§ EXERCISE:
Using the listing below, give again exactly the lines from the line with "Output the component" to the line with "string; rows: string[][];", inclusive, without the pictures.

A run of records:
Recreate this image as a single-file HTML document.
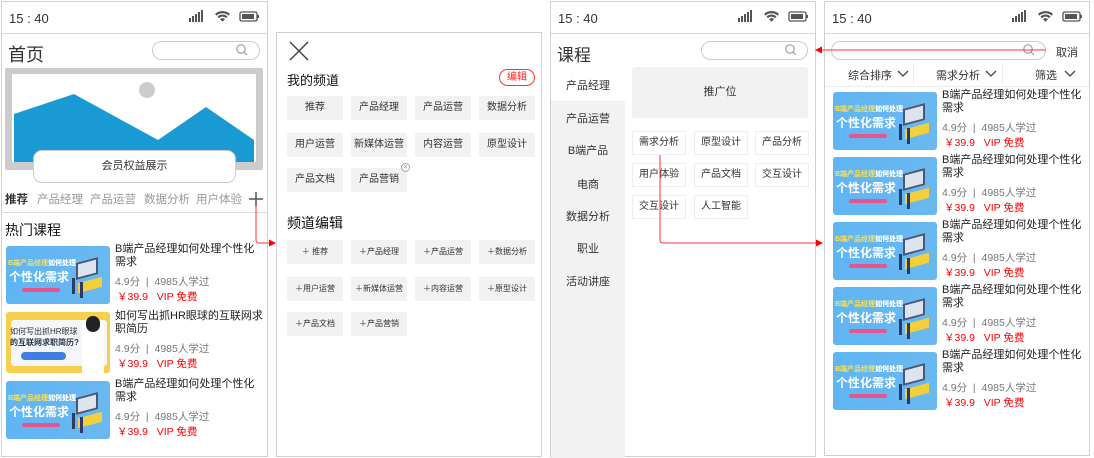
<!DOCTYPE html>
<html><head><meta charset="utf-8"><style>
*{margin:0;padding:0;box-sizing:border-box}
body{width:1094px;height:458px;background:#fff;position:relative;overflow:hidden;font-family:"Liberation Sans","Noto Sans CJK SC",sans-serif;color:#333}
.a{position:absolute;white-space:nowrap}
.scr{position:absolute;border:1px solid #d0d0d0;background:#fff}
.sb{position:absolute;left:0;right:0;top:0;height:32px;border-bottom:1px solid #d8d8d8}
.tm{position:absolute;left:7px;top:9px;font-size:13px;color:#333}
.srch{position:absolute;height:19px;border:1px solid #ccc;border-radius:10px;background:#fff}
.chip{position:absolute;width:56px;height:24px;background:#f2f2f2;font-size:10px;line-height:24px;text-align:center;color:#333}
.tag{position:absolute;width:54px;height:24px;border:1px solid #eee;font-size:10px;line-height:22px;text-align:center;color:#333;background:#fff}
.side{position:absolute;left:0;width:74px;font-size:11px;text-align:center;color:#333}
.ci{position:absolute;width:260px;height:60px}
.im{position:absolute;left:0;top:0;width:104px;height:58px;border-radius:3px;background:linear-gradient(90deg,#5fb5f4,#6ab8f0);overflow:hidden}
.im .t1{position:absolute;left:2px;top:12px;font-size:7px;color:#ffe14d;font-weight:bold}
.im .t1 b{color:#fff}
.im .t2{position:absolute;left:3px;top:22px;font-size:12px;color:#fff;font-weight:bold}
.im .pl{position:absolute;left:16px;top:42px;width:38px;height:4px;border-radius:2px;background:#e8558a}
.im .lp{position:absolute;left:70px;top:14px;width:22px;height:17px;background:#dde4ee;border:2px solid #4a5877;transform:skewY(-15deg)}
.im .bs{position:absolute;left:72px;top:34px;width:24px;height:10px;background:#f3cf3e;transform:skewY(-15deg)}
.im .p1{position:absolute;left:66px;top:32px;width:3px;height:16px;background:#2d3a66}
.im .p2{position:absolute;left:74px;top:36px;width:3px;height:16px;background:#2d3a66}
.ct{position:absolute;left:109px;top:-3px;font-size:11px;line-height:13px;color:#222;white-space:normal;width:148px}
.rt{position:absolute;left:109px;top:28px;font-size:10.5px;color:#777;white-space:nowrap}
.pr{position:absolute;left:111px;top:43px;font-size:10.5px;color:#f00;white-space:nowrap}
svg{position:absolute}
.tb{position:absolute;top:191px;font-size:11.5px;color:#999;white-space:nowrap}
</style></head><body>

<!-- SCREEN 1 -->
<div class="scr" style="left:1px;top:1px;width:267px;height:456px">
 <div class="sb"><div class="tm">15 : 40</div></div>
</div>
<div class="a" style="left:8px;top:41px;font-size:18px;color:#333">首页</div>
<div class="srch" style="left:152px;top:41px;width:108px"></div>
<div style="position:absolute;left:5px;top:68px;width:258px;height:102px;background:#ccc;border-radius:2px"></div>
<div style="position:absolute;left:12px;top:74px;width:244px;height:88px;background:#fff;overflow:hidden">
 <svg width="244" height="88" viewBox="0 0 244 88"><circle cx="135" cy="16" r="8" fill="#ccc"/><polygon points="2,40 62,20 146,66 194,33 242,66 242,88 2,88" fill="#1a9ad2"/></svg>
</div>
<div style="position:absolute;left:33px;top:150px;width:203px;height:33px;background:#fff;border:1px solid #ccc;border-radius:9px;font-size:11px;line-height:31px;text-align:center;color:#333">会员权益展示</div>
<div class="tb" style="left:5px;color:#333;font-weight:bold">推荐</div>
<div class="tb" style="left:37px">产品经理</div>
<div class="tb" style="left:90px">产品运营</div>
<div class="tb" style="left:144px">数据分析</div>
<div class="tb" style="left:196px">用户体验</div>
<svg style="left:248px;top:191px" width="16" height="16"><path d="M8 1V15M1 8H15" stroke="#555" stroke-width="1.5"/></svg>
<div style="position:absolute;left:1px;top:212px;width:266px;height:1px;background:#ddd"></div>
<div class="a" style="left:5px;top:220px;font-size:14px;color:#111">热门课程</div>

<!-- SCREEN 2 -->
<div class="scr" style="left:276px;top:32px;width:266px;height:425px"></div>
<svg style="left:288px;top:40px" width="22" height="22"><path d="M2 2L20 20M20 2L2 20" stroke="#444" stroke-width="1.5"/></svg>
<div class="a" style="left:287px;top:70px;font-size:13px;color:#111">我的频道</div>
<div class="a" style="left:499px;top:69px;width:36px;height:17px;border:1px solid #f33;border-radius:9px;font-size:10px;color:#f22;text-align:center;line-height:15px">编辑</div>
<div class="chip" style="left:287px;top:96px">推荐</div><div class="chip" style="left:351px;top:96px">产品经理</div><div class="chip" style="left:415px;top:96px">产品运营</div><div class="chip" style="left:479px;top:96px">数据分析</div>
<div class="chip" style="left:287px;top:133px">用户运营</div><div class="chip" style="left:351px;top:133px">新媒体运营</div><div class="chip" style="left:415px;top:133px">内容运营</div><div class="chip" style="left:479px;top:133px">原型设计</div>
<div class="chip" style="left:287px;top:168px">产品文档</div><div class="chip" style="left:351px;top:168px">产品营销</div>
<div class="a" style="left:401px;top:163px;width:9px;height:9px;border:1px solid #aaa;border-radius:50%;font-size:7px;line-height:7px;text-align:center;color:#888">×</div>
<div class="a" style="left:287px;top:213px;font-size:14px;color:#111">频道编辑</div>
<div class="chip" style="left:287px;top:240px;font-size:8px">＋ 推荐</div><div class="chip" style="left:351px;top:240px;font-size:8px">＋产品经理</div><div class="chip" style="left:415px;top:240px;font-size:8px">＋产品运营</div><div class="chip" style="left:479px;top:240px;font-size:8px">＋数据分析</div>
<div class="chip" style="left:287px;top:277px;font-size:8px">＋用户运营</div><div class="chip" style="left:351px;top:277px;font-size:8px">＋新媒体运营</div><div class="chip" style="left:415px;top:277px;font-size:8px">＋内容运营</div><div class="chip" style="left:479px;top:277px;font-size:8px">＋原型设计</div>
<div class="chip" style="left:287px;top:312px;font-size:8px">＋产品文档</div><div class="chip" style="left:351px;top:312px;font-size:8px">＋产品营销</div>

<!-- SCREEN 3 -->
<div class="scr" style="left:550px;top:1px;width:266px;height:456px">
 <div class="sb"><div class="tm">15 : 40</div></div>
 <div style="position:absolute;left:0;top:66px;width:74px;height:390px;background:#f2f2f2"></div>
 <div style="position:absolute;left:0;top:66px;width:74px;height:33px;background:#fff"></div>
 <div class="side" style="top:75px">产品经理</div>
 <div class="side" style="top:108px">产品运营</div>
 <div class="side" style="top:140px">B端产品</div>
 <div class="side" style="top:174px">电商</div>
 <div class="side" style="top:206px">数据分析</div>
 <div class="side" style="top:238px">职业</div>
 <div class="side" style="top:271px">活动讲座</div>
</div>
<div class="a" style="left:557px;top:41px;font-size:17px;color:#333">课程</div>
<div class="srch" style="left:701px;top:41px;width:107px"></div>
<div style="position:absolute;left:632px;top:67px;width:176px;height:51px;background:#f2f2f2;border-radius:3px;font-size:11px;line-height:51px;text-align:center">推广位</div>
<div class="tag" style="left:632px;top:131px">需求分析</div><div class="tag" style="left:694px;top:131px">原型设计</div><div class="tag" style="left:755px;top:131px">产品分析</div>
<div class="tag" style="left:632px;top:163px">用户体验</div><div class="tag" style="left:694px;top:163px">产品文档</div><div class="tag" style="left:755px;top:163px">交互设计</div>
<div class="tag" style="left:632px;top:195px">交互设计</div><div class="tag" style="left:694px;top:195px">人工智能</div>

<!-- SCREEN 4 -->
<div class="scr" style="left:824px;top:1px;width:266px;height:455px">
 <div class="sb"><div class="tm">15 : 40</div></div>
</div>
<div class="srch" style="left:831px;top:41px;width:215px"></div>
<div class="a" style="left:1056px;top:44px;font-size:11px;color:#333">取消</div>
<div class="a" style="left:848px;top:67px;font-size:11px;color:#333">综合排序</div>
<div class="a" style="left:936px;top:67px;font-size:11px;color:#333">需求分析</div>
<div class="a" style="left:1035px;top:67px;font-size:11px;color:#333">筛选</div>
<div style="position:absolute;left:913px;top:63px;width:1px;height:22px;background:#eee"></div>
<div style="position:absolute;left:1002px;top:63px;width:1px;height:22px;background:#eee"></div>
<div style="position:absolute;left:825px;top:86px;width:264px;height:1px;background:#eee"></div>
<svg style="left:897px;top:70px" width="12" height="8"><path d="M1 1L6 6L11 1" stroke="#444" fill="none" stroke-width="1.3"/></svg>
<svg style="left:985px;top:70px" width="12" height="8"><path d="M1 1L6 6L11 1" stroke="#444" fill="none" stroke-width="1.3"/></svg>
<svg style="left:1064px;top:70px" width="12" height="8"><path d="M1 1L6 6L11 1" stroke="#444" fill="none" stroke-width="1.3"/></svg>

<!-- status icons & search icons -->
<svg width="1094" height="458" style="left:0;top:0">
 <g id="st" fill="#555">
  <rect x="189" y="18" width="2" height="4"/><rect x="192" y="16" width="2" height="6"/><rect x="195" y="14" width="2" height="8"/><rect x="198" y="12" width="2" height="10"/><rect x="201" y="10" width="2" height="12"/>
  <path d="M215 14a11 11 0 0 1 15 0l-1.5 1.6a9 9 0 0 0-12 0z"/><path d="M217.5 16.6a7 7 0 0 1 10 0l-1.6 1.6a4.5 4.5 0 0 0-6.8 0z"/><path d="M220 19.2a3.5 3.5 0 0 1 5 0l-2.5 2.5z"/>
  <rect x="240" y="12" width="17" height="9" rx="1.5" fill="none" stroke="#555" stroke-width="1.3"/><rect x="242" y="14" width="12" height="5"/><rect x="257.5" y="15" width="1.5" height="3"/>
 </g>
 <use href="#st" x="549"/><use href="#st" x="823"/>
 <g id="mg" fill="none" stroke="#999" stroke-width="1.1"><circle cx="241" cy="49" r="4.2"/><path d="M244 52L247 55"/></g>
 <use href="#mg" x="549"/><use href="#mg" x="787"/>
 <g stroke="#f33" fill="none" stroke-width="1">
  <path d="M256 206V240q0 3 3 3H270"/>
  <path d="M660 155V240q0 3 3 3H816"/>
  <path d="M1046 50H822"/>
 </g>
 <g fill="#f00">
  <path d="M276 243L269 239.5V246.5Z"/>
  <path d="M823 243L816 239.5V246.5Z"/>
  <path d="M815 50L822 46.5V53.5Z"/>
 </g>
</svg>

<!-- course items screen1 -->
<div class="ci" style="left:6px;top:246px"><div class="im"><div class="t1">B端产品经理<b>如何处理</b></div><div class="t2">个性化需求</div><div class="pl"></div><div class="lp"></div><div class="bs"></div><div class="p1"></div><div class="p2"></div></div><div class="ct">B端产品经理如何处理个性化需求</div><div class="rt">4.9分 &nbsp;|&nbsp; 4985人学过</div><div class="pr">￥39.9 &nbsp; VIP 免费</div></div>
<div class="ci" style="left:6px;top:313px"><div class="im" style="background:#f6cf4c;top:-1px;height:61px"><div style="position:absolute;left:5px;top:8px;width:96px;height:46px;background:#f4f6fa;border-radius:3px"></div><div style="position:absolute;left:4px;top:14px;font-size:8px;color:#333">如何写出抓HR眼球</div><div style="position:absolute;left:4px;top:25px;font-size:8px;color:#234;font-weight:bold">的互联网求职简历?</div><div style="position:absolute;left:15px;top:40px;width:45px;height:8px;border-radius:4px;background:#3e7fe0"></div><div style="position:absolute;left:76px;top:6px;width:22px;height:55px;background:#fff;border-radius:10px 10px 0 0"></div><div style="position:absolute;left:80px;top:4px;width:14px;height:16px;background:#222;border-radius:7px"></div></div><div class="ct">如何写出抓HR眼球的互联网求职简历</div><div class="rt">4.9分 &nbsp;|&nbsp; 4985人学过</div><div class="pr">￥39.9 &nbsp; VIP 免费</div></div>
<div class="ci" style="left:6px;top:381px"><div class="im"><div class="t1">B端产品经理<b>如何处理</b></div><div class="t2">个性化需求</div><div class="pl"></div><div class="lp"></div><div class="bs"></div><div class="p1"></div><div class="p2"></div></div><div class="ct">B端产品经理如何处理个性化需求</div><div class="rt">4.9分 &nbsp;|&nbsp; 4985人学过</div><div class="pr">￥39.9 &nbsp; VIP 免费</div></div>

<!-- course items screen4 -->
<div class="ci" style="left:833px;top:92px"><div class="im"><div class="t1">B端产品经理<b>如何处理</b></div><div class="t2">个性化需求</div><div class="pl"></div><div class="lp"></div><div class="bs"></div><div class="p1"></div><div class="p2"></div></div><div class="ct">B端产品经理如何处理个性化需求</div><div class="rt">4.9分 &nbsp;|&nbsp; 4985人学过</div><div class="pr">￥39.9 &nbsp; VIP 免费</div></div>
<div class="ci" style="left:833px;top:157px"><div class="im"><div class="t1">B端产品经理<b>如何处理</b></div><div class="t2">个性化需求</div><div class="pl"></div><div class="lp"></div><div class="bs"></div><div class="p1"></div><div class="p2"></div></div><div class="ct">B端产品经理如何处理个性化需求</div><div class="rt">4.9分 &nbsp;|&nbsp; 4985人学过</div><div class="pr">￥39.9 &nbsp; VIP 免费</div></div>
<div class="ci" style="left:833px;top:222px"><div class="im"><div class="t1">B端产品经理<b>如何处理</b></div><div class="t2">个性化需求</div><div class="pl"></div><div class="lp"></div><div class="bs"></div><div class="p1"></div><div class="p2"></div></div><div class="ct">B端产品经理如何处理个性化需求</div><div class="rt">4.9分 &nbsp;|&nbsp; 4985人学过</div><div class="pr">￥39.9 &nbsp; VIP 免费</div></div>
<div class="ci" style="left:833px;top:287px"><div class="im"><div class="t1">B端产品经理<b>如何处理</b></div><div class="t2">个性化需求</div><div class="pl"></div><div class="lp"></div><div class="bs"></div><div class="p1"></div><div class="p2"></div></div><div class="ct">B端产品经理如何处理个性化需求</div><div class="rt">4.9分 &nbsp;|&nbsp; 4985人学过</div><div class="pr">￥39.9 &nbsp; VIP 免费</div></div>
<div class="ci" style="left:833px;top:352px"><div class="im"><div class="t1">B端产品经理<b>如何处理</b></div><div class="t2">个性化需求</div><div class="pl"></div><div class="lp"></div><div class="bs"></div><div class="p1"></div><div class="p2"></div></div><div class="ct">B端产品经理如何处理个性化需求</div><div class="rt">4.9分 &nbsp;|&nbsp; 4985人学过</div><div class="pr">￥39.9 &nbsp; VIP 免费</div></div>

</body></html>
--
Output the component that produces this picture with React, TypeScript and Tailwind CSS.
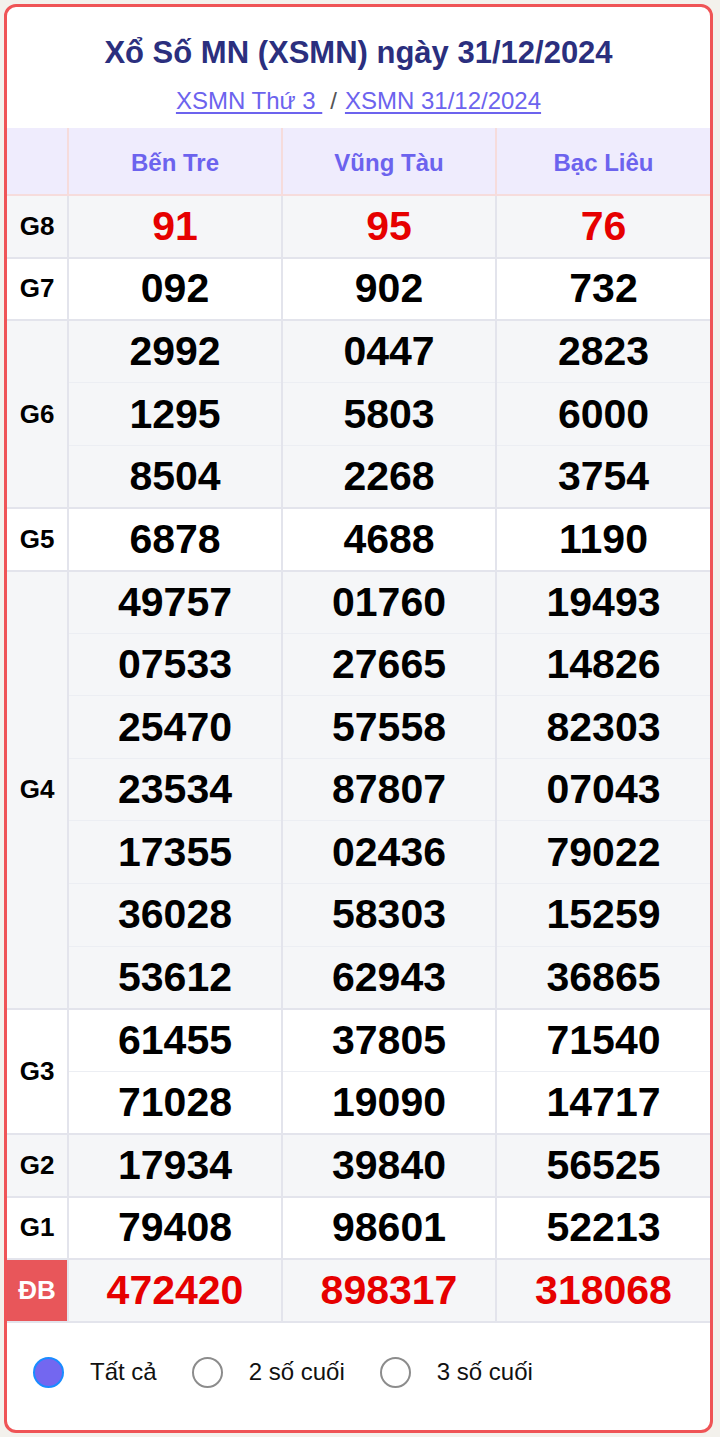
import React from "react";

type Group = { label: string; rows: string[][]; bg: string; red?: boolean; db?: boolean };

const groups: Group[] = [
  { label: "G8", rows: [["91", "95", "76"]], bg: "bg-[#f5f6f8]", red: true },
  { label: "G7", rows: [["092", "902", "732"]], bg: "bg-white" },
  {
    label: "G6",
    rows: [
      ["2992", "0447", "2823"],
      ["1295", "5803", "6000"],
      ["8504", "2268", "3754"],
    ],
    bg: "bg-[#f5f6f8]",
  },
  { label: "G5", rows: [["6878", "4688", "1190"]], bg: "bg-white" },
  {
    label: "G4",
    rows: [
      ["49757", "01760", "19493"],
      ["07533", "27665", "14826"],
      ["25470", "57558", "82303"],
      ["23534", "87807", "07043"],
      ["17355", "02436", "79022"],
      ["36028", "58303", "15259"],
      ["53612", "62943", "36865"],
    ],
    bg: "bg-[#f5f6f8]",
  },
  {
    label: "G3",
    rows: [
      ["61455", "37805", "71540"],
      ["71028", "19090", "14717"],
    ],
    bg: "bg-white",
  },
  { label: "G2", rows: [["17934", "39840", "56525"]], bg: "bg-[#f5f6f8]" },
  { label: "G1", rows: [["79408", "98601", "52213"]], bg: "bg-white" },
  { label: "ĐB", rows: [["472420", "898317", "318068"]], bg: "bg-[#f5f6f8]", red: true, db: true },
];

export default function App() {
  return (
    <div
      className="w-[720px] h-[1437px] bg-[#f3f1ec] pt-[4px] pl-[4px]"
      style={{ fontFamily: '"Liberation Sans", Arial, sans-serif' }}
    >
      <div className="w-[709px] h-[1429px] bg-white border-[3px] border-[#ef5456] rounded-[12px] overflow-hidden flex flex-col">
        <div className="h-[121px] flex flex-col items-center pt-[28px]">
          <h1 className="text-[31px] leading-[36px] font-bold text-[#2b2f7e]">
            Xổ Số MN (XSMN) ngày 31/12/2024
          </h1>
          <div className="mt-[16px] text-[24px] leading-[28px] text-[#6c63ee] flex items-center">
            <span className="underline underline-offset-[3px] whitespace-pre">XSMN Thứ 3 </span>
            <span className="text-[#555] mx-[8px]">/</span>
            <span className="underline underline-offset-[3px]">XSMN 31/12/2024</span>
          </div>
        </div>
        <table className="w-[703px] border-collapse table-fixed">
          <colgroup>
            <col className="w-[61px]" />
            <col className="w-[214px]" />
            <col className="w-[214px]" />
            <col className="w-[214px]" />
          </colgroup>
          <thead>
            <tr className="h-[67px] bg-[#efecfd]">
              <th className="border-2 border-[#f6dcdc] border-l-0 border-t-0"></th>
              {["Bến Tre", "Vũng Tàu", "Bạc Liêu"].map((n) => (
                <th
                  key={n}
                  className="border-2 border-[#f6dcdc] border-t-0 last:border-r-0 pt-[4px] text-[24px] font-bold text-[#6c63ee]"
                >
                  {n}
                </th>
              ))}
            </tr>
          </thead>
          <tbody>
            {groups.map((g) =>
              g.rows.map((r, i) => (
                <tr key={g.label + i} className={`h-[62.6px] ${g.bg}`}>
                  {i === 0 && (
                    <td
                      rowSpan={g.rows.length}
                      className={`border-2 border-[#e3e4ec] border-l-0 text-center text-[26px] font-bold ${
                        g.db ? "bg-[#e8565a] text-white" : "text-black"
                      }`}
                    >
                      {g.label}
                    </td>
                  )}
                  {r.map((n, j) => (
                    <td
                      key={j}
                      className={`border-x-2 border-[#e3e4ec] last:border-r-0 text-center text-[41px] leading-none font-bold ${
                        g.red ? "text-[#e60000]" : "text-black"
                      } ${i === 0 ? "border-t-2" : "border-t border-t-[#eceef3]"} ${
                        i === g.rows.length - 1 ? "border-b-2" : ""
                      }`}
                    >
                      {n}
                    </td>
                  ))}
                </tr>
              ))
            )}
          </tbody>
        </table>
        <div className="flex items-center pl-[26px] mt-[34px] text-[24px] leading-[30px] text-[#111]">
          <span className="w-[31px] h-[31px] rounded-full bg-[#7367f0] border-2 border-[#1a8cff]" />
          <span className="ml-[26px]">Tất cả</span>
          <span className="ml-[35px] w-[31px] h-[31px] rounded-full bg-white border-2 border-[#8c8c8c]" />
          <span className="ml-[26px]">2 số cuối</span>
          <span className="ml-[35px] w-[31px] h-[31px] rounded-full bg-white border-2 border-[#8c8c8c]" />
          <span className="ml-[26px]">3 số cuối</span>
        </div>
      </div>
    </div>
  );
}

§ RESPONSE BELOW:
Output the component that produces this picture with React, TypeScript and Tailwind CSS.
import React from "react";

type Group = { label: string; rows: string[][]; bg: string; red?: boolean; db?: boolean };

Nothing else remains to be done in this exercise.